The story would play like gangbusters in a straight western (and actually, seems to bare some influence of last year’s big-budget disaster, “The Lone Ranger”). A corrupt city official (played by Harvey Korman) is using former slaves and Chinese labor, run by desparados (led by Slim Pickens), to build a railroad. When the direction they begin in leads to a pit of quicksand, they decide to go through the town of Rock Ridge. Terrified at the pillaging Pickens and his crew brings to the town in an attempt to run the citizens out of town, the townsfolk ask the governor (Brooks) for a new sheriff. They never expected somebody like Bart (Cleavon Little), though, who is handpicked by Korman’s Headly Lamarr as a deterrent for the people, and incentive for them to leave. What could possibly do that? Did I mention Bart is black? The reception he gets is pretty much what you expect, although he does get an unexpected ally in Jim “The Waco Kid” (Gene Wilder) to help him when shit starts to go down.

I’m left wondering, as I watched Brooks’s film, if I’m the only one who sees how the past five-plus years with a black president has run parallel with the chilly, racially-charged attitude of Rock Ridge’s population when Bart rides into town. How does Bart get out of having the entire town pointing a gun to his head? He puts his OWN gun to his head, and threatens to kill himself if they don’t give into his demands. The only difference between that movie and the real world now is that the president’s detractors would be perfectly satisfied with him pulling the trigger on himself.

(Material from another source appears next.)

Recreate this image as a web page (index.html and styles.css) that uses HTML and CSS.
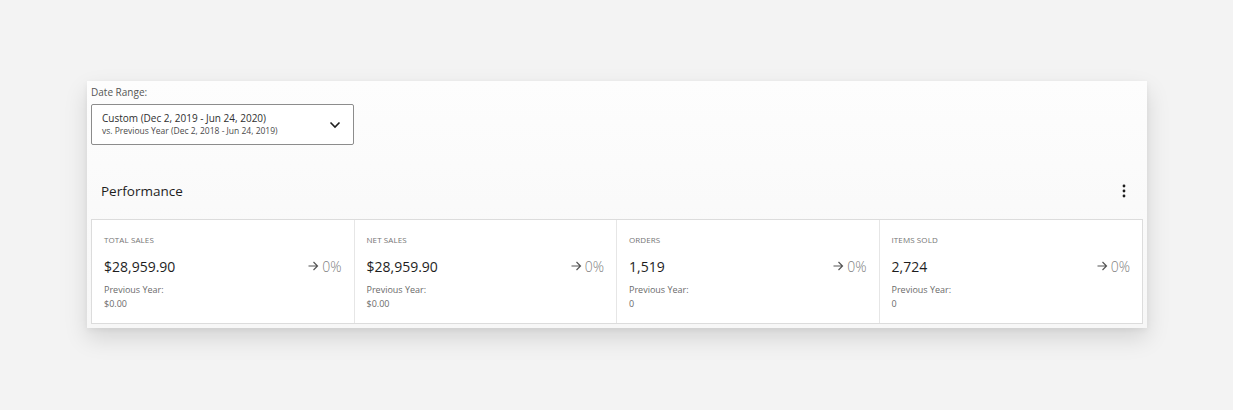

A black sheriff may have worked in “Blazing Saddles,” but it doesn’t really seem like we’ve reached the racial harmony Brooks espouses at the end of his 1974 comedy about the 1870s Old West, to which I say, sigh.

I don’t want to talk politics when given the chance to discuss one of the greatest comedies of all-time, though, but honestly, it’s impossible not to when faced with a less optimistic reality than Brooks saw decades ago. Working in collaboration with a team of writers that included Richard Pryor, and a core story by Andrew Bergman, Brooks brought a vitality and endearing vulgarity to the film that makes hilarity a forgone conclusion at many times, the infamous “campfire” scene, and when a saloon singer (played by the peerless Madeline Kahn) tries to get Bart to quit, and finds herself drawn to his, um, firearm. In a lot of ways, Brooks set the template for modern parody filmmaking much earlier than the film usually given the credit (or stinkeye) for doing so, 1980’s “Airplane!,” and he did it by playing right to the conventions of the genre’s storytelling, but in a way that addressed issues like corruption and racism that never really were explored in many straight films in the western’s history. Leading the way on-screen are Little and Wilder, who make a hilarious, sincere pairing that brings out the best in everybody else from the cast, and from Brooks, as well, who may have continued to be prolific over the years (until he all but retired from filmmaking in 1995), but never quite recaptured the magic on display 40 years ago with not just this masterpiece, but “Young Frankenstein.” Still, even if he said he was going to remake “Blazing Saddles” or make a spoof of the comic book genre, I would, at least, give it a shot, because Mel Brooks’s voice is one of the greatest comedy filmmaking has ever had, and it is sorely missed at times.